Haha sorry to keep you waiting! Often when I delay a review it’s either because I liked it so much I want to do it justice… or I didn’t understand it and need to do more research before opening my mouth 😂
Hopefully it can build some steam in the US soon! Not sure if it’s the same over there, but in the UK some books really only find their feet once they are released in paperback.
It's been on my Kindle for a while now. I need to get to it. Every time those googly eyes look at me I feel guilty …
@@benreadsgood The trouble with recommending this book is that once you start trying to explain the concept to someone they'll look over your shoulder to check if the bar is still open. And if we're playing the casting game, I submit Mescal as Gelon, Barry Keoghan as Lampo. But whomever the choices, it could be a grand movie.
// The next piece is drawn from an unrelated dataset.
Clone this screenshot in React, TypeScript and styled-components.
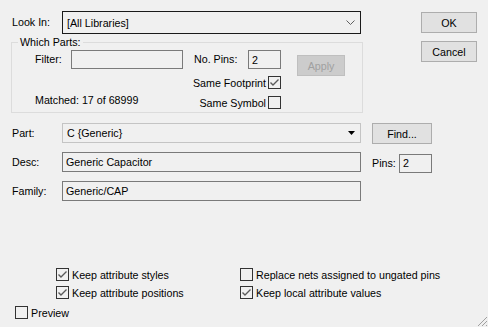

I would be so on board with that casting!
I think I missed something with this book as I found it rather boring with quite a conventional narrative. I didn't feel anything for the characters. It read like typical Irish fiction of two modern lads having a go at putting on a play but set in ancient Greece which maybe was the point but it didn't work for me. I'm clearly in the minority though as a lot of people are putting it on their best books list.
That's okay, life would be boring if we all had the same reactions to every book! BUT if you ever find yourself willing to give it another try, perhaps the audio is the way to go!